A disheartening 1-0 defeat in the regular-season finale against the Seattle Mariners left the Rangers with the No. 5 seed in the AL playoffs and sent them across the country to open the post-season against the Tampa Bay Rays, part of a two-week trip that took them to four cities — two on each coast.
However, after sweeping the Rays and AL East champions the Baltimore Orioles, the AL’s two winningest teams, Texas got their revenge against last year’s World Series champions the Astros, winning a hard-fought AL Championship Series in which the road team won all seven games.
That propelled the Rangers to their first Fall Classic in 12 years. Once there, they became the first team to win the World Series without committing an error since the 1966 Orioles.
Texas is to celebrate with a parade in the Arlington entertainment district today.
“We’ve just got a group of winners,” Lowe said. “When the bus driver’s driving slow, we tell him: ‘Hey man, you know you’re driving a group of winners,’ so we believed it through and through. Maybe we struggled at home, but we got it done on the road, and we’ve got a special group.”
Finally, the Rangers had to get past the young and surprising Diamondbacks, who won just 84 games during the regular season, but beat the Milwaukee Brewers, the Los Angeles Dodgers and the Philadelphia Phillies in a remarkable post-season run that finally fizzled.
“I’m sorry I didn’t do my job to get us there,” manager Torey Lovullo said, pausing as his voice cracked with emotion. “But I will. We all will.”
With some help from his defense, the bespectacled Gallen mowed down his first 14 hitters before walking Lowe.

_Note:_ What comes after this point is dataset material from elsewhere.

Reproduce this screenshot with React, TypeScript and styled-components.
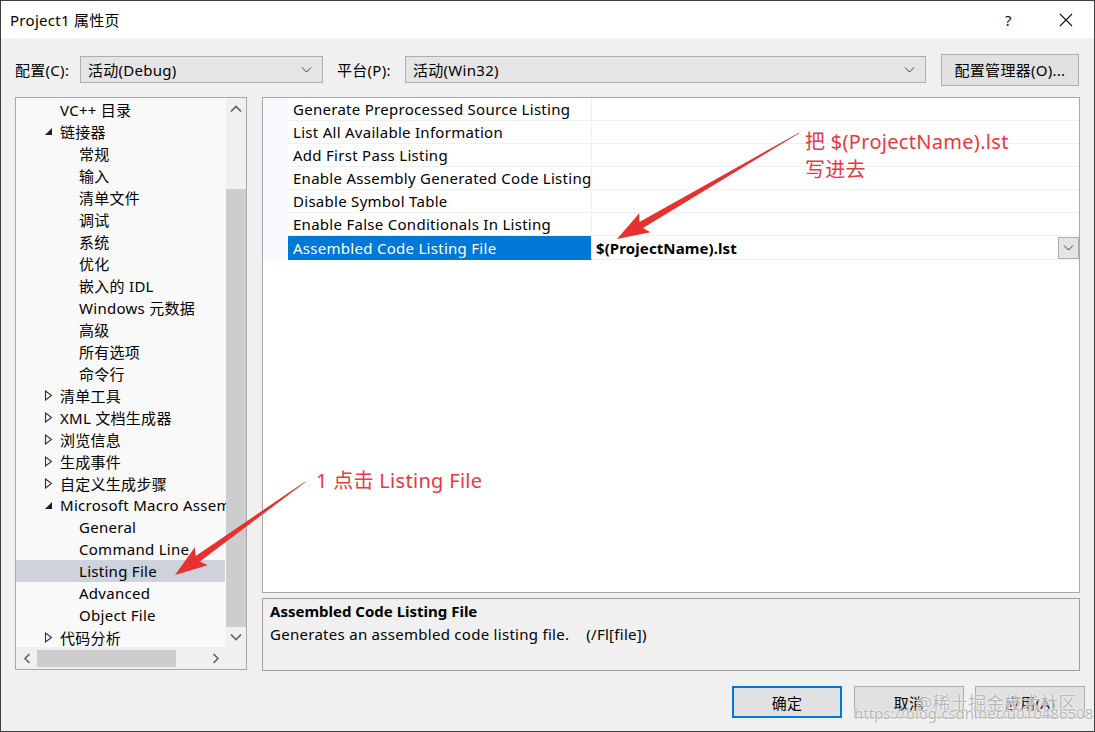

Eovaldi was not as sharp, but still matched Gallen’s zeros on the scoreboard despite walking five, his most in an outing since 2013.
Arizona had some juicy opportunities to score in the first five innings, but couldn’t convert, going zero for nine with runners in scoring position.
Eovaldi made it through six, giving up four hits and striking out five on 97 pitches.
“He was a traffic cop tonight,” Rangers pitching coach Mike Maddux said.